%%

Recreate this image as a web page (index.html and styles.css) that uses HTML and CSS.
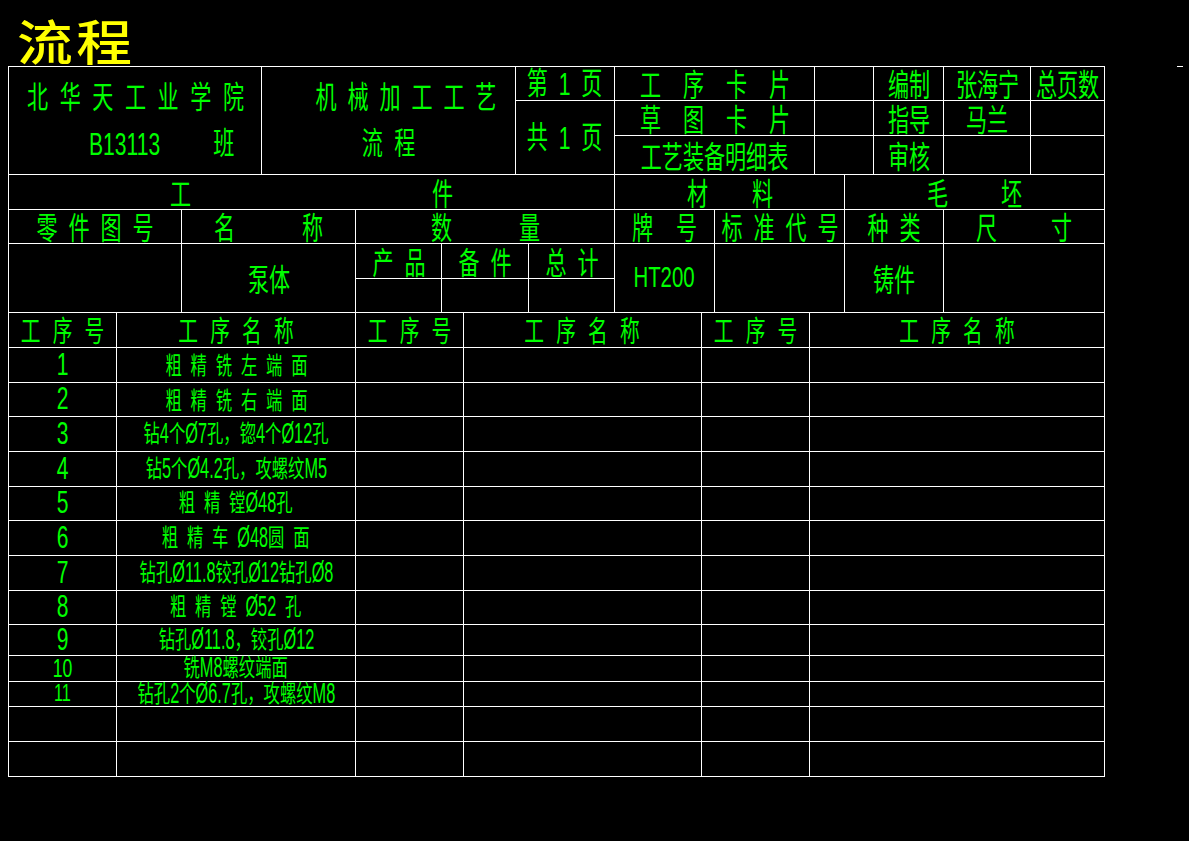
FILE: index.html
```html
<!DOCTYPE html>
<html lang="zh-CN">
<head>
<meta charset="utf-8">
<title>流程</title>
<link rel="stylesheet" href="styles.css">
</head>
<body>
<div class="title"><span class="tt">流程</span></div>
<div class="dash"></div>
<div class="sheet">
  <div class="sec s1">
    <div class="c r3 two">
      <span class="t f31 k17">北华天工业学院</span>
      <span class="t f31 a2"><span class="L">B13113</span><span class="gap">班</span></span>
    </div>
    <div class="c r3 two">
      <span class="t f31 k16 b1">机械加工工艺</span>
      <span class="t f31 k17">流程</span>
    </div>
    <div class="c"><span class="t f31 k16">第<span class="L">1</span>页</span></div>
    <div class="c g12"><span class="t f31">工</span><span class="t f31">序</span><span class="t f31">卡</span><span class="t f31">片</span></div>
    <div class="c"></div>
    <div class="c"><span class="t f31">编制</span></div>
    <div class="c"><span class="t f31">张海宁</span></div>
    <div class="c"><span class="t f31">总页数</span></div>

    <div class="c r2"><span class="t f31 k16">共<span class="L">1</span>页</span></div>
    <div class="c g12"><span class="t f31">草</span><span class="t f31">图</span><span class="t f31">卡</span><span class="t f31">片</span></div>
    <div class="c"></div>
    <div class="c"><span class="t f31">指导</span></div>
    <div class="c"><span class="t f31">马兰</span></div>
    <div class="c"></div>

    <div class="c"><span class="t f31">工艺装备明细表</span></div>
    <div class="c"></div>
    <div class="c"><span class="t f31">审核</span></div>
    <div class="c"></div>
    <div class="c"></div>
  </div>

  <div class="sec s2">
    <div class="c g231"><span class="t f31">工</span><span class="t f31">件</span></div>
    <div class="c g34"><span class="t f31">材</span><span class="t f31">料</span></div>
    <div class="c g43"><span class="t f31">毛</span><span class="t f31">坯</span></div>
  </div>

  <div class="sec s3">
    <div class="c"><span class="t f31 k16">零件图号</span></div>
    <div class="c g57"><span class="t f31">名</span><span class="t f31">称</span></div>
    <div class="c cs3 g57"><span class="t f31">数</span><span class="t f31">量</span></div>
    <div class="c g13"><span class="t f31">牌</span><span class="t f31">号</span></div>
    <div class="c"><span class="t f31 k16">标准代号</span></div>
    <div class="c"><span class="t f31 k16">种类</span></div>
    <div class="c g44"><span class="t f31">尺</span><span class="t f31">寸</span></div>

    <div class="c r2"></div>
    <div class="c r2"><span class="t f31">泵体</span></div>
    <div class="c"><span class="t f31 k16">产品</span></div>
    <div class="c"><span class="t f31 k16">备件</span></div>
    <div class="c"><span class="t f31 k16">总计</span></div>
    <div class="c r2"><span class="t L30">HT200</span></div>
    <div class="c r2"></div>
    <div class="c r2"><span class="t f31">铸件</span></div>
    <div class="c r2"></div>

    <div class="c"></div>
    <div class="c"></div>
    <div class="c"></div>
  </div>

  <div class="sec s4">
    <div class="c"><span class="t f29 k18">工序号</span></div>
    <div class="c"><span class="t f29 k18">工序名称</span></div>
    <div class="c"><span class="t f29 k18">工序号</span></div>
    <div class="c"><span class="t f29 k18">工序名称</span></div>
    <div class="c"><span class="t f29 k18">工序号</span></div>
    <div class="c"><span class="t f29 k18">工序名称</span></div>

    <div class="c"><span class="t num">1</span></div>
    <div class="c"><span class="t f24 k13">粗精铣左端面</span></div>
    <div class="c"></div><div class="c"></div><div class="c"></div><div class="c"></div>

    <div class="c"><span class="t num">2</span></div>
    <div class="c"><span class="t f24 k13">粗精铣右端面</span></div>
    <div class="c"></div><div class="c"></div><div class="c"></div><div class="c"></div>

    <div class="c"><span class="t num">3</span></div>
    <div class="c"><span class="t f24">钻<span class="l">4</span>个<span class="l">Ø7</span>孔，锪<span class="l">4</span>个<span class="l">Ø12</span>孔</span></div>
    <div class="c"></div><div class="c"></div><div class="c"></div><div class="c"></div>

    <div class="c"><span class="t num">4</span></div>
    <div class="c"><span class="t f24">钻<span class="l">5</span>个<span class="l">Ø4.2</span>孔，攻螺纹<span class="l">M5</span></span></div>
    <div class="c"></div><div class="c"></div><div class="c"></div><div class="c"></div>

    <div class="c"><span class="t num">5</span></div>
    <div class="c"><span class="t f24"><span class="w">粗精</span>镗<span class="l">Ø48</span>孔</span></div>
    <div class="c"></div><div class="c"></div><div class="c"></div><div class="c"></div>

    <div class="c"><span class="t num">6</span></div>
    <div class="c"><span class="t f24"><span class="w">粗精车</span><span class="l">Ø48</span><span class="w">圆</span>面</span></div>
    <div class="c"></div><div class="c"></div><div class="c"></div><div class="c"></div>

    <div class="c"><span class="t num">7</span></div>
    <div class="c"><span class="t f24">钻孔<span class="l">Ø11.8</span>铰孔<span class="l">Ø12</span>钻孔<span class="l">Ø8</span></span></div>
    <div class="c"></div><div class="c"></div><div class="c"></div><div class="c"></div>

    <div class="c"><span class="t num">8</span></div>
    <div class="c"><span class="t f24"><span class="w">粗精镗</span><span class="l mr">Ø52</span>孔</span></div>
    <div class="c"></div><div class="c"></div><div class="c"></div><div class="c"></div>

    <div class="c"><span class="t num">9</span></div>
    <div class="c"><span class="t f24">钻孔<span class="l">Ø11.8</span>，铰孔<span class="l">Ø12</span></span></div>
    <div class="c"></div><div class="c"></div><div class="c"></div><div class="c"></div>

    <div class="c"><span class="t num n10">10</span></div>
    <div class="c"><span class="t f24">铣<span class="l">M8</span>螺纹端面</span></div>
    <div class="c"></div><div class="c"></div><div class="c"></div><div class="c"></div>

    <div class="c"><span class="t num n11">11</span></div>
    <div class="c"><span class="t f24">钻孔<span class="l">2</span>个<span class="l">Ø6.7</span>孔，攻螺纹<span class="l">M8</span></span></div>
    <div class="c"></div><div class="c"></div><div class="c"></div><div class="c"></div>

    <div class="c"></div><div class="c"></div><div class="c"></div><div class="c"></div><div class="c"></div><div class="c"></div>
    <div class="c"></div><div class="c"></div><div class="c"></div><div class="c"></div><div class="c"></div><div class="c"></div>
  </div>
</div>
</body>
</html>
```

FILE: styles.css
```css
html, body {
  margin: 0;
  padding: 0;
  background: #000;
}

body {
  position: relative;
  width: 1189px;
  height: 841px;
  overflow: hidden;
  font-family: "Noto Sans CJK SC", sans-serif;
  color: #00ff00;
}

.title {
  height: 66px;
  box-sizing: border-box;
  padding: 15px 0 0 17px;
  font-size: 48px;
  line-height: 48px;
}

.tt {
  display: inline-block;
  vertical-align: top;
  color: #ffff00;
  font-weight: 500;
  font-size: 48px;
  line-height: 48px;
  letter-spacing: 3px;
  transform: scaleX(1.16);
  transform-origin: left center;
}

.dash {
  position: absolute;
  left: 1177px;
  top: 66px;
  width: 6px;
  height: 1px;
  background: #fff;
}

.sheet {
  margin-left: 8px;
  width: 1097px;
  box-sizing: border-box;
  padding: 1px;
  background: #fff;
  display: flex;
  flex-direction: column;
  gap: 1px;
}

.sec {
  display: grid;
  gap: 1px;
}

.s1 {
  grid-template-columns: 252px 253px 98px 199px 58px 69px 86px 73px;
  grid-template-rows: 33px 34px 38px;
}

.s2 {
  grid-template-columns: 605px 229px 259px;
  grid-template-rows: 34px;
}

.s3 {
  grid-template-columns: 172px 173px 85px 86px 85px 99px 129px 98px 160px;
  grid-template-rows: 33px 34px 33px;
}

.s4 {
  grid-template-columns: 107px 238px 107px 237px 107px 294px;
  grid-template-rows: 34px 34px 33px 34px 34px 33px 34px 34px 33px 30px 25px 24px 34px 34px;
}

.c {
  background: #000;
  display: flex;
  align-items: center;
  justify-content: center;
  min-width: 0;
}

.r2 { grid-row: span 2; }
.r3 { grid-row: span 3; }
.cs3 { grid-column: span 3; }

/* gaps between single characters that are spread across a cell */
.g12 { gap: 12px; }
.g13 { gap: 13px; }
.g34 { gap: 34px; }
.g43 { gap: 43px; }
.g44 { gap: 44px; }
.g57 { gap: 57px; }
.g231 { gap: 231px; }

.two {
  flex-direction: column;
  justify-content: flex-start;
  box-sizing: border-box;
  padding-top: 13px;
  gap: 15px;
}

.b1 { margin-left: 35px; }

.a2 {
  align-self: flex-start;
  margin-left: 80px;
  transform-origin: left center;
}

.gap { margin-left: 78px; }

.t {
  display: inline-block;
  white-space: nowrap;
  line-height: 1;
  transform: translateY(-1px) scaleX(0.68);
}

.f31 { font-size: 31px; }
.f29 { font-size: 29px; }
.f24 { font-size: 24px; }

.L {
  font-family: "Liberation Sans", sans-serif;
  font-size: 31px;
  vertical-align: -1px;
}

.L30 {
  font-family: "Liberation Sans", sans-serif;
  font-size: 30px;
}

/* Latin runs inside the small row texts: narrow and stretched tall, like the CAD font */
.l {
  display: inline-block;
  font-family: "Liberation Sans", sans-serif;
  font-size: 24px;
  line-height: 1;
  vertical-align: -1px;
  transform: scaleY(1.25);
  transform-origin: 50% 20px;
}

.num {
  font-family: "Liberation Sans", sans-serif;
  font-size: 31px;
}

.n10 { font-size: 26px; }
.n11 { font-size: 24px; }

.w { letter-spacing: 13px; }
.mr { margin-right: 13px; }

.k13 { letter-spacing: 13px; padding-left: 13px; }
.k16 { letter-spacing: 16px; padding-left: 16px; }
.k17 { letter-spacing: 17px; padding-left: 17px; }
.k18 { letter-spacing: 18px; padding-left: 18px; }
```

%%
%%

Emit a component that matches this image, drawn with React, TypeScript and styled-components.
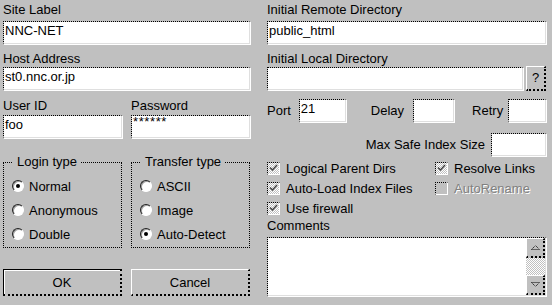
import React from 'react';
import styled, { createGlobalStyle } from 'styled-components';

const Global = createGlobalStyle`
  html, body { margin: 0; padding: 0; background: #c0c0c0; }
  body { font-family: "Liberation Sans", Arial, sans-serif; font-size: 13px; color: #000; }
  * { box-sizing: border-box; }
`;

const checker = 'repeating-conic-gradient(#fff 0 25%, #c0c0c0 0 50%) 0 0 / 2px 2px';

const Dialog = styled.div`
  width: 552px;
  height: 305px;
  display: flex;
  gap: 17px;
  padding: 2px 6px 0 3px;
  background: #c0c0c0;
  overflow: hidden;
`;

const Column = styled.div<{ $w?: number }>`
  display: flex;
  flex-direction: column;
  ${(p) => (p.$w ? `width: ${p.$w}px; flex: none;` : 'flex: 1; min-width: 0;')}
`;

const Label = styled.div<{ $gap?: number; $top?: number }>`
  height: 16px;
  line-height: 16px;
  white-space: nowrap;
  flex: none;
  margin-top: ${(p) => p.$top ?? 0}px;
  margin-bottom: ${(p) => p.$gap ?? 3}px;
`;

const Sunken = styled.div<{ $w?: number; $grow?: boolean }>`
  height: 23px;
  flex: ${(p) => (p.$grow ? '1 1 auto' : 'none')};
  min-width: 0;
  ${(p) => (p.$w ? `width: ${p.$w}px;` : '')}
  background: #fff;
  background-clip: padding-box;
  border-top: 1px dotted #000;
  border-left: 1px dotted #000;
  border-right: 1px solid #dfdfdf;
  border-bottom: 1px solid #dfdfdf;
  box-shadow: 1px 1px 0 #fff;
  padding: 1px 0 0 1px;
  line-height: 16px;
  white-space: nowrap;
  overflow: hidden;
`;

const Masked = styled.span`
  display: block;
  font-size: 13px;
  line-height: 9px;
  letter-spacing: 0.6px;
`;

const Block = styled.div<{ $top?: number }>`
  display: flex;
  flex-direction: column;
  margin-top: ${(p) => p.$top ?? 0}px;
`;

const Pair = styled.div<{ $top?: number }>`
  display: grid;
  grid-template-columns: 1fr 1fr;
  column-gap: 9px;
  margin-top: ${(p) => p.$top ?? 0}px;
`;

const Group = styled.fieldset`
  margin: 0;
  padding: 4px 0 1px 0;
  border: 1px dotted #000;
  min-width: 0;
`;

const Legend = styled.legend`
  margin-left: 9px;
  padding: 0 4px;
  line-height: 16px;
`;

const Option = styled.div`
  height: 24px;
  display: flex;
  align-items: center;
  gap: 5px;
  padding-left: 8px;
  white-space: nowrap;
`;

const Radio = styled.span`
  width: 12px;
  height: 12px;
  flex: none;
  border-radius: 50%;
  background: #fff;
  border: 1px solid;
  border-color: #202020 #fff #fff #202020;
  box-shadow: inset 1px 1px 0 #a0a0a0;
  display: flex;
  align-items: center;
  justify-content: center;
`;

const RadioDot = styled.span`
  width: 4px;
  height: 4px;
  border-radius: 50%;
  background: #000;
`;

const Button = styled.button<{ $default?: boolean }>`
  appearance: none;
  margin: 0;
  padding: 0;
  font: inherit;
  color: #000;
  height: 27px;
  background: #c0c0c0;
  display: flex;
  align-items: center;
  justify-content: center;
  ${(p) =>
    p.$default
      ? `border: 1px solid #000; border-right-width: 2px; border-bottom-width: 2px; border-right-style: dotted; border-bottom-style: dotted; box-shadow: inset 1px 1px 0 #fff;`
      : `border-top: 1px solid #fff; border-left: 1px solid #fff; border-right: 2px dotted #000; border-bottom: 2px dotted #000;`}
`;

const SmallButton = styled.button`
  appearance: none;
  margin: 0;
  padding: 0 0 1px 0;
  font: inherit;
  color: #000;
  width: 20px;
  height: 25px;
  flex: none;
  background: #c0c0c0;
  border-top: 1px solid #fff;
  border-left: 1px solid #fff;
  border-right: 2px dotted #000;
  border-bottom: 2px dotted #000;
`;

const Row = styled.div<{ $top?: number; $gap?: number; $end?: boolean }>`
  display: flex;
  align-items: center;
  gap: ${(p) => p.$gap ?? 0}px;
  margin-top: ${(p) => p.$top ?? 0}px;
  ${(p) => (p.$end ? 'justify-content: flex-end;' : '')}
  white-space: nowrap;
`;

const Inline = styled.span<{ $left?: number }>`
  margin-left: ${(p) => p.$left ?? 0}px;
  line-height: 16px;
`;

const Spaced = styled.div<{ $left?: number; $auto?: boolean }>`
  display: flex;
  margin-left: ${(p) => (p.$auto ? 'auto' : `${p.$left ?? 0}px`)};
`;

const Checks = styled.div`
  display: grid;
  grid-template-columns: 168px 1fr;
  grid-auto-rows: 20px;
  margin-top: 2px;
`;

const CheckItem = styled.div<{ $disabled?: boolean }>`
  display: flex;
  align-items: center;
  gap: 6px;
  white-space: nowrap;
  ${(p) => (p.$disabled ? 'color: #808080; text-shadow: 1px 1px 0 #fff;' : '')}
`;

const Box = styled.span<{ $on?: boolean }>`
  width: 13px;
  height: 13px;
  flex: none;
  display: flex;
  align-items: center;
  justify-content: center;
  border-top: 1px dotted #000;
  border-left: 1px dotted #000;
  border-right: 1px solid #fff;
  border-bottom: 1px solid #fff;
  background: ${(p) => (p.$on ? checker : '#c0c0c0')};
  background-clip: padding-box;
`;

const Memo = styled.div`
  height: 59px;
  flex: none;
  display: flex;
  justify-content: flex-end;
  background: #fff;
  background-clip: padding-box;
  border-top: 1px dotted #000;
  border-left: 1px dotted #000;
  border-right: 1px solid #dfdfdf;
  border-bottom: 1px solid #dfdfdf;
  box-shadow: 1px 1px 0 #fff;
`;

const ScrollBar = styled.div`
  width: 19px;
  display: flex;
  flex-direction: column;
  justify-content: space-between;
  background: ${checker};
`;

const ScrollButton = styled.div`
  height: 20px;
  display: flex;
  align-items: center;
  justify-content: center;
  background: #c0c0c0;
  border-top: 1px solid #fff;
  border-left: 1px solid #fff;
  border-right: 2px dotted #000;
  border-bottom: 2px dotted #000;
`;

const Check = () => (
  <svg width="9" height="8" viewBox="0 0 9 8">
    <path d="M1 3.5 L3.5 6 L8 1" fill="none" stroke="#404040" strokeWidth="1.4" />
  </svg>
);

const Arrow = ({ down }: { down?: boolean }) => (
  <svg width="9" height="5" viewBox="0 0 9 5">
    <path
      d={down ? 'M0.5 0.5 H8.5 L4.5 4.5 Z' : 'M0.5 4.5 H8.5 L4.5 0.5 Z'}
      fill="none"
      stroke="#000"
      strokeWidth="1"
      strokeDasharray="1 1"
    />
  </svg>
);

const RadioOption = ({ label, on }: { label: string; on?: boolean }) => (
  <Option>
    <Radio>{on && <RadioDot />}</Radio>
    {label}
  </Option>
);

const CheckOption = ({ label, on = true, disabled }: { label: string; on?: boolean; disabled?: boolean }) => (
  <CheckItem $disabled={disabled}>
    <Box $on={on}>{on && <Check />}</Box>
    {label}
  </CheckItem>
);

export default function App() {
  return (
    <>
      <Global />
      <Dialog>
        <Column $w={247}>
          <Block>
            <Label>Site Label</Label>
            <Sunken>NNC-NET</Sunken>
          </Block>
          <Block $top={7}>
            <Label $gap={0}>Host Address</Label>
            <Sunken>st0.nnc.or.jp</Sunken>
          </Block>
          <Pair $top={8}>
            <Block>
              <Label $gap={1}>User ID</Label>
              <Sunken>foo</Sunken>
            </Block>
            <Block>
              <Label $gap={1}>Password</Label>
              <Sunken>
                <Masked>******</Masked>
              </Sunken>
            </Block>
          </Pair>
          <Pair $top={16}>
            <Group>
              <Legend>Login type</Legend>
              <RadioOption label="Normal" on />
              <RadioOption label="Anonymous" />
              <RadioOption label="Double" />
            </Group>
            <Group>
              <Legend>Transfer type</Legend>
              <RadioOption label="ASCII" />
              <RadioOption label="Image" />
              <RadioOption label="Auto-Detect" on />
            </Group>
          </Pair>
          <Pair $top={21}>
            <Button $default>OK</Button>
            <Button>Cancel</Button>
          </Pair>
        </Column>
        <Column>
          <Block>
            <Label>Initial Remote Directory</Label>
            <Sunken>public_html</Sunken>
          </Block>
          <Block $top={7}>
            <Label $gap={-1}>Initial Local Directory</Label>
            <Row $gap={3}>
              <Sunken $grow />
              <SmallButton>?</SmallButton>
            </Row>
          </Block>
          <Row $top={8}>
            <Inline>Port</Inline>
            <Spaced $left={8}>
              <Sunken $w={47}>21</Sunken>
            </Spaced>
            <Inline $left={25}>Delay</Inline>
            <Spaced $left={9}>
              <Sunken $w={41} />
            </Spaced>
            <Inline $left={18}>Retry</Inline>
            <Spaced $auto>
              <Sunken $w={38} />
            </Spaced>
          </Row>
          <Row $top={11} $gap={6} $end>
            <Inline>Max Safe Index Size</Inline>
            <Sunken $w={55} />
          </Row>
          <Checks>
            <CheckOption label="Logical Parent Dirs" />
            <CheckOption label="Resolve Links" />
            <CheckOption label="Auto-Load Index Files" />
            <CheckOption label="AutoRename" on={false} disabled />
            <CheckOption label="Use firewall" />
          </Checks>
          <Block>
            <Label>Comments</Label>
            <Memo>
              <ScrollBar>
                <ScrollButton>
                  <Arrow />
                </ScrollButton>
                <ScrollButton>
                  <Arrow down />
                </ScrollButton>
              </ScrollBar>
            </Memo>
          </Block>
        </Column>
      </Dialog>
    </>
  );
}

%%

Return all the lines that contain the string "this".

Recreate this image as a web page (index.html and styles.css) that uses HTML and CSS.
Emit a component that matches this image, drawn with React, TypeScript and styled-components.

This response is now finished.